3. Игра Санчеса. Начало
Санчес откинулся на спинку глубокого кресла и прикрыл глаза. Чудесная белокурая головка одной из самых сладких шлюх на свете, довольно продолжительное время мелькавшая в области его паха, наконец-то исчезла. Наша красотка удалилась.
Да, было неплохо. И столько стонов, что иногда Санчесу казалось, будто она играет с ним. Но потом он вспомнил, с какой сладострастной жадностью она захлебывалась его плотью, и успокоился — какая уж здесь игра! Просто наша красотка обладает необузданным лоном, и Санчес, может быть, чуть лучше других знает, что ей надо (а стоит признаться, что надо ей немало), и, пока это так, он будет держать ее, как держат наркомана на игле.

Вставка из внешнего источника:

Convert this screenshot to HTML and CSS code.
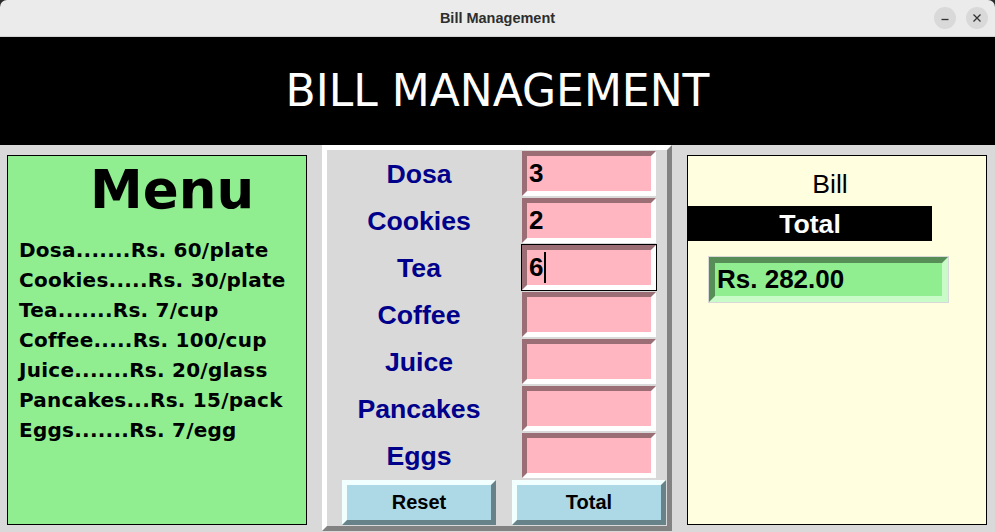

Наша красотка всегда набрасывалась на Санчеса сразу, словно они были влюбленными, которые встретились после долгой разлуки. Виделись они действительно нечасто, да Санчесу было и впрямь хорошо с ней, но ее чрезмерные «как же я соскучилась!» иногда действовали ему на нервы. Но не сильно. Ему вообще мало что могло сильно действовать на нервы. Если не принимать во внимание происшедшее в последние дни.
Наша красотка набрасывалась на Санчеса прямо у двери, и в эти первые мгновения он ощущал ее запах и понимал, что и его влечет к этой белокурой девочке с розовой кожей и с ненасытным желанием ощущать перманентный оргазм. А уж в перерывах ужины и всяческие разговоры, и то, что надо было Санчесу («Я узнала, что ты просил»), и то, что надо было ей («Между прочим, сексуальные эксперименты лишь усиливают влечение, так что ты напрасно насчет наручников». — «Я? — удивлялся Санчес. — Что ты, милая, я с удовольствием закую тебя в броню и изорву твою плоть в клочья»).